Regeln sind nie für die Ewigkeit gemacht. Regeln müssen immer wieder auf Sinn und Tauglichkeit überprüft und im Alltag verhältnismässig angewendet werden. Insofern haben die Deregulierer einen Punkt. In einer freien und demokratischen Gesellschaft ändern sich Regeln dauernd: Das Konkubinatsverbot fiel, als immer mehr junge Leute sich nicht mehr daran hielten; die Krawattenpflicht in Rats- und Konzertsälen ging schleichend vergessen; kantonale Angestellte ziehen nicht mehr den Hut, sondern duzen ihre Regierungsrät*innen; das Recht auf körperliche Züchtigung durch Eltern und Lehrer, längst ein No-Go. Regeln entstehen auch neu: Das Rauchen in öffentlichen Räumen wurde geächtet, dann verboten; auf Druck der engagierten Bürger*innen wurden Moore und markante Einzelbäume als wertvoll eingestuft und geschützt, als es fast keine mehr gab.

Wir können und dürfen uns als Betroffene über Gesetze und deren Vollzieher aufregen. Alle laufen gelegentlich an einer Regel auf, die sie nicht verstehen (wollen). Der feine, aber entscheidende Unterschied zur Willkür von Autokraten: Unsere geschriebenen und ungeschriebenen Beschränkungen der individuellen Freiheit entwickeln sich aus der Bevölkerung heraus. Die Politik fügt sie in demokratischen Prozessen ins Rechtssystem ein. Und sie gelten dann für alle. Selbst um den Preis, dass sich eine Tiefenbohrung verzögert.

So viel muss uns die regelbasierte Demokratie wert sein. Sie ist der kostbare und zerbrechliche Ast, auf dem wir alle selbst sitzen.

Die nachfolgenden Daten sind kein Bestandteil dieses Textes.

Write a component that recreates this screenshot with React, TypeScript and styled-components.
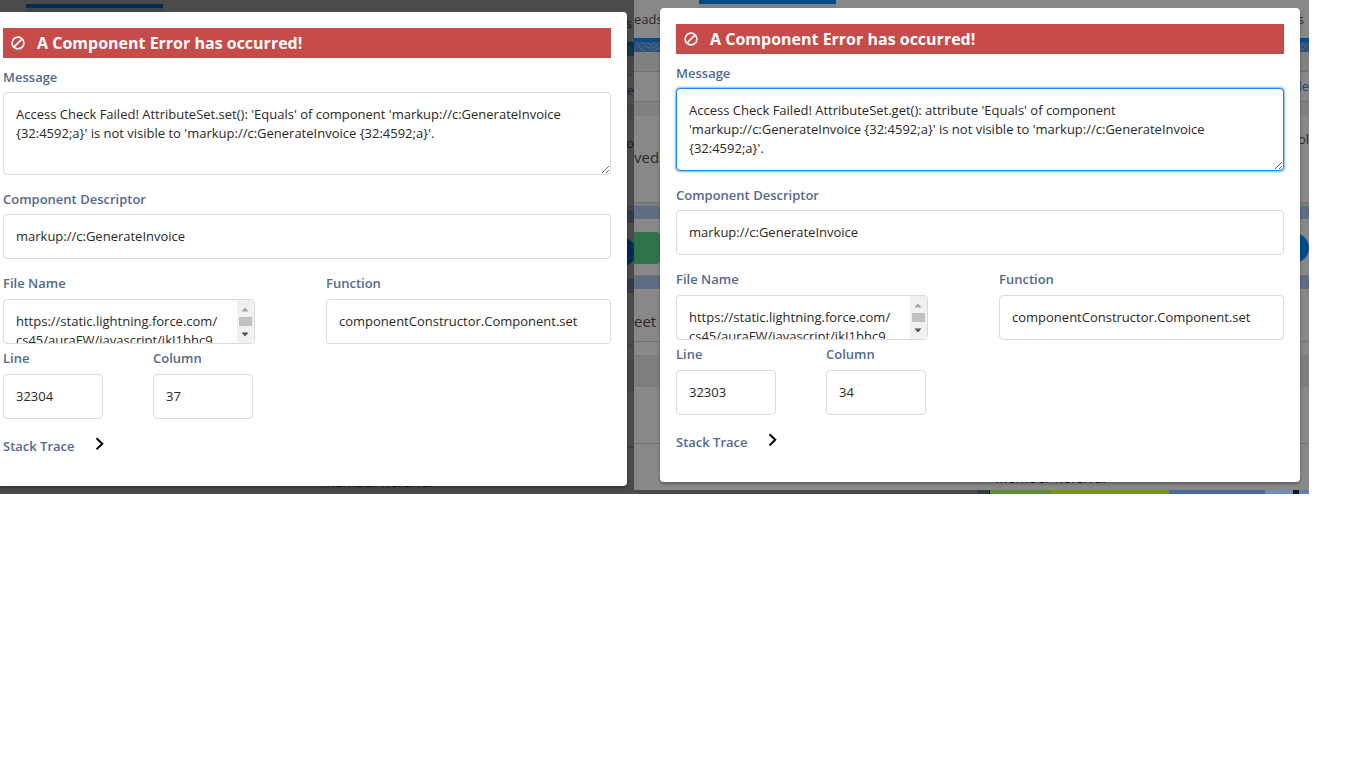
import React, { useEffect, useId, useRef } from "react";
import styled, { createGlobalStyle } from "styled-components";

const GlobalStyle = createGlobalStyle`
  * { box-sizing: border-box; }
  body {
    margin: 0;
    background: #ffffff;
    color: #2b2826;
    font: 13px/19px "Open Sans", sans-serif;
  }
`;

const Screens = styled.main`
  display: grid;
  grid-template-columns: 634fr 675fr;
  margin-right: 57px;
`;

const Pane = styled.section<{ $inset: string }>`
  position: relative;
  overflow: hidden;
  padding: ${(p) => p.$inset};
`;

/* The dimmed application page that shows around the dialog. */
const Backdrop = styled.div<{ $dark?: boolean }>`
  position: absolute;
  inset: 0;
  overflow: hidden;
  padding-top: ${(p) => (p.$dark ? 4 : 0)}px;
  background: ${(p) => (p.$dark ? "#4a4a4a" : "#888888")};
  --bar: ${(p) => (p.$dark ? "#002a4e" : "#014b8a")};
  --wave: ${(p) => (p.$dark ? "#1b2f45" : "#2f5379")};
  --curl: ${(p) => (p.$dark ? "#26394e" : "#4b6b8d")};
  --head: ${(p) => (p.$dark ? "#464646" : "#808080")};
  --band: ${(p) => (p.$dark ? "#343b47" : "#606c81")};
  --rule: ${(p) => (p.$dark ? "#3c3c3c" : "#727272")};
  --stripe: ${(p) => (p.$dark ? "#434343" : "#7d7d7d")};
  --text: ${(p) => (p.$dark ? "#171717" : "#292929")};
  --link: ${(p) => (p.$dark ? "#15233b" : "#26426f")};
`;

const Band = styled.div<{ $h: number; $bg?: string; $link?: boolean; $rule?: boolean; $top?: number }>`
  display: flex;
  align-items: center;
  justify-content: space-between;
  height: ${(p) => p.$h}px;
  padding-top: ${(p) => p.$top ?? 0}px;
  background: ${(p) => p.$bg ?? "transparent"};
  color: ${(p) => (p.$link ? "var(--link)" : "var(--text)")};
  border-bottom: ${(p) => (p.$rule ? "1px solid var(--rule)" : "none")};
  white-space: nowrap;
`;

const TabBand = styled(Band)`
  position: relative;
`;

const DetailBand = styled(Band)`
  align-items: flex-start;
`;

const ActiveTab = styled.div<{ $left: number; $dark?: boolean }>`
  position: absolute;
  top: 0;
  left: ${(p) => p.$left}px;
  width: 137px;
  height: 38px;
  border-top: 4px solid var(--bar);
  background: ${(p) => (p.$dark ? "#40444b" : "#7a808c")};
`;

const Trail = styled.span<{ $end?: number }>`
  margin-left: auto;
  padding-right: ${(p) => p.$end ?? 0}px;
`;

const Large = styled.span<{ $top?: number }>`
  padding-top: ${(p) => p.$top ?? 0}px;
  font-size: 15px;
`;

const GreenButton = styled.span`
  width: 26px;
  height: 32px;
  border-radius: 0 4px 4px 0;
  background: #2d7249;
`;

const Dot = styled.span<{ $shift: number }>`
  width: 30px;
  height: 30px;
  margin: 0 ${(p) => p.$shift}px 0 auto;
  border-radius: 50%;
  background: var(--bar);
`;

const Caption = styled.div<{ $indent: number }>`
  margin-top: 24px;
  padding-left: ${(p) => p.$indent}px;
  font-size: 14px;
  color: #0c0c0c;
`;

const Thumbs = styled.div`
  position: absolute;
  right: 0;
  bottom: 0;
  left: 0;
  display: grid;
  grid-template-columns: 343fr 12fr 1fr 60fr 119fr 96fr 28fr 6fr 10fr;
  height: 4px;
`;

const Thumb = styled.span<{ $bg: string }>`
  background: ${(p) => p.$bg};
`;

const Dialog = styled.form<{ $flush?: boolean }>`
  position: relative;
  min-height: 474px;
  padding: 16px 16px 0 ${(p) => (p.$flush ? 3 : 16)}px;
  border-radius: ${(p) => (p.$flush ? "0 4px 4px 0" : "4px")};
  background: #ffffff;
  box-shadow: 0 2px 3px rgba(0, 0, 0, 0.3);
`;

const Banner = styled.h2`
  display: flex;
  align-items: center;
  gap: 12px;
  height: 30px;
  margin: 0 0 10px;
  padding-left: 8px;
  background: #c74b48;
  color: #ffffff;
  font-size: 16px;
  line-height: 20px;
  font-weight: 700;
`;

const Field = styled.div<{ $width?: string }>`
  width: ${(p) => p.$width ?? "100%"};
`;

const Label = styled.label<{ $gap?: number }>`
  display: block;
  height: 19px;
  margin-bottom: ${(p) => p.$gap ?? 5}px;
  color: #54698d;
  font-weight: 600;
`;

const Input = styled.input`
  display: block;
  width: 100%;
  height: 45px;
  padding: 0 12px 2px;
  border: 1px solid #dddbda;
  border-radius: 4px;
  background: #ffffff;
  color: inherit;
  font: inherit;
`;

const TextArea = styled.textarea`
  display: block;
  width: 100%;
  height: 83px;
  padding: 12px;
  border: 1px solid #dddbda;
  border-radius: 4px;
  outline: none;
  background: #ffffff;
  color: inherit;
  font: inherit;
  resize: vertical;

  &:focus {
    border-color: #1589ee;
    box-shadow: 0 0 3px #0070d2;
  }
`;

const FileBox = styled.div`
  display: flex;
  height: 45px;
  overflow: hidden;
  border: 1px solid #dddbda;
  border-radius: 4px;
`;

const FileText = styled.textarea`
  flex: 1;
  min-width: 0;
  height: 43px;
  padding: 12px 0 0 12px;
  overflow: hidden;
  border: 0;
  outline: none;
  background: transparent;
  color: inherit;
  font: inherit;
  white-space: pre;
  resize: none;
`;

const Rows = styled.div`
  display: grid;
  gap: 15px;
`;

const Row = styled.div<{ $gap: number; $top?: number }>`
  display: flex;
  gap: ${(p) => p.$gap}px;
  margin-top: ${(p) => p.$top ?? 0}px;
`;

const Stack = styled.button`
  display: flex;
  align-items: flex-start;
  gap: 20px;
  margin-top: 18px;
  padding: 0;
  border: 0;
  background: none;
  color: #54698d;
  font: inherit;
  font-weight: 600;
`;

const BanIcon = () => (
  <svg width="14" height="14" viewBox="0 0 14 14" fill="none" stroke="#fff" strokeWidth="1.6" aria-hidden="true">
    <circle cx="7" cy="7" r="5.9" />
    <path d="M3.4 10.6 10.6 3.4" />
  </svg>
);

const Chevron = () => (
  <svg width="10" height="14" viewBox="0 0 10 14" fill="none" stroke="#000" strokeWidth="2" aria-hidden="true">
    <path d="M1.5 1.2 7.3 6.8 1.5 12.4" />
  </svg>
);

const Curls = () => (
  <svg width="30" height="10" viewBox="0 0 30 10" fill="none" stroke="var(--curl)" aria-hidden="true">
    <path d="M3 0q1 6 8 9M9 0q1 5 7 6t9-6M13 0q2 3 4 3t4-3M20 9q6-2 8-7" />
  </svg>
);

const ScrollBar = () => (
  <svg width="17" height="43" viewBox="0 0 17 43" aria-hidden="true">
    <rect width="17" height="43" fill="#f1f1f1" />
    <path d="M4.5 11.500 8 7.500 11.500 11.500z" fill="#a3a3a3" />
    <rect x="2" y="17" width="13" height="9" fill="#c1c1c1" />
    <path d="M4.500 32.500h7L8 36.500z" fill="#505050" />
  </svg>
);

type ErrorInfo = {
  message: string;
  line: string;
  column: string;
  focused?: boolean;
};

function ErrorDialog({ message, line, column, focused }: ErrorInfo) {
  const id = useId();
  const area = useRef<HTMLTextAreaElement>(null);
  useEffect(() => {
    if (focused) area.current?.focus({ preventScroll: true });
  }, [focused]);

  return (
    <Dialog $flush={!focused}>
      <Banner>
        <BanIcon />
        A Component Error has occurred!
      </Banner>
      <Rows>
        <Field>
          <Label htmlFor={id + "m"}>Message</Label>
          <TextArea ref={area} id={id + "m"} defaultValue={message} spellCheck={false} />
        </Field>
        <Field>
          <Label htmlFor={id + "d"}>Component Descriptor</Label>
          <Input id={id + "d"} defaultValue="markup://c:GenerateInvoice" />
        </Field>
        <Row $gap={71}>
          <Field $width="252px">
            <Label $gap={6} htmlFor={id + "f"}>File Name</Label>
            <FileBox>
              <FileText
                id={id + "f"}
                spellCheck={false}
                defaultValue={"https://static.lightning.force.com/\ncs45/auraFW/javascript/jkI1bhc9"}
              />
              <ScrollBar />
            </FileBox>
          </Field>
          <Field $width="285px">
            <Label $gap={6} htmlFor={id + "n"}>Function</Label>
            <Input id={id + "n"} defaultValue="componentConstructor.Component.set" />
          </Field>
        </Row>
      </Rows>
      <Row $gap={50} $top={5}>
        <Field $width="100px">
          <Label $gap={6} htmlFor={id + "l"}>Line</Label>
          <Input id={id + "l"} defaultValue={line} />
        </Field>
        <Field $width="100px">
          <Label $gap={6} htmlFor={id + "c"}>Column</Label>
          <Input id={id + "c"} defaultValue={column} />
        </Field>
      </Row>
      <Stack type="button">
        Stack Trace
        <Chevron />
      </Stack>
    </Dialog>
  );
}

function AppPage({ dark }: { dark?: boolean }) {
  return (
    <Backdrop $dark={dark} aria-hidden="true">
      <TabBand $h={38}>
        <ActiveTab $left={dark ? 26 : 65} $dark={dark} />
        {!dark && <span>eads</span>}
        <Trail $end={dark ? 2 : 5}>s</Trail>
      </TabBand>
      <Band $h={4} $bg="var(--bar)" />
      <Band $h={10} $bg="var(--wave)">
        <Curls />
        <Curls />
      </Band>
      <Band $h={20} $bg="var(--head)" $rule />
      <Band $h={30} $link $rule>
        <Trail>le</Trail>
      </Band>
      <Band $h={14} $bg="var(--head)" />
      <DetailBand $h={87} $top={14} $rule>
        {!dark && <Large $top={18}>ved</Large>}
        <Trail>{dark ? "o" : "ol"}</Trail>
      </DetailBand>
      <Band $h={3} $bg="var(--stripe)" />
      <Band $h={13} $bg="var(--band)" />
      <Band $h={57} $top={2} $rule>
        {!dark && <GreenButton />}
        <Dot $shift={dark ? -2 : 0} />
      </Band>
      <Band $h={13} $bg="var(--band)" />
      <Band $h={53} $top={12} $rule>
        {!dark && <Large>eet</Large>}
      </Band>
      <Band $h={13} />
      <Band $h={32} $bg="var(--stripe)" />
      <Band $h={57} $rule />
      <Caption $indent={dark ? 322 : 361}>Member Referral</Caption>
      {!dark && (
        <Thumbs>
          {["#4a4a4a", "#373b43", "#0b0b0b", "#5d8d39", "#76921f", "#486b9f", "#6f8db5", "#10151c", "#5f7fae"].map(
            (bg) => (
              <Thumb key={bg} $bg={bg} />
            ),
          )}
        </Thumbs>
      )}
    </Backdrop>
  );
}

export default function App() {
  return (
    <>
      <GlobalStyle />
      <Screens>
        <Pane $inset="12px 7px 8px 0">
          <AppPage dark />
          <ErrorDialog
            message="Access Check Failed! AttributeSet.set(): 'Equals' of component 'markup://c:GenerateInvoice {32:4592;a}' is not visible to 'markup://c:GenerateInvoice {32:4592;a}'."
            line="32304"
            column="37"
          />
        </Pane>
        <Pane $inset="8px 9px 12px 26px">
          <AppPage />
          <ErrorDialog
            focused
            message="Access Check Failed! AttributeSet.get(): attribute 'Equals' of component 'markup://c:GenerateInvoice {32:4592;a}' is not visible to 'markup://c:GenerateInvoice {32:4592;a}'."
            line="32303"
            column="34"
          />
        </Pane>
      </Screens>
    </>
  );
}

12. September 2025 – paul.huber@luzern60plus.ch
 

Zur Person
Paul Huber, geboren 1947, war vor seiner Wahl in den Regierungsrat des Kantons Luzern als Primarlehrer, Lehrplanentwickler und Gewerkschaftssekretär im Zentralsekretariat des VPOD tätig. Nach 16 Jahren Tätigkeit im Justiz-, Gemeinde- und Kulturdepartement (1987 bis 2003) hatte er verschiedene staatliche, privatwirtschaftliche und gemeinnützige Führungsfunktionen inne. Fragen des gesellschaftlichen Zusammenlebens stehen für den promovierten Historiker noch immer im Zentrum seines Interesses.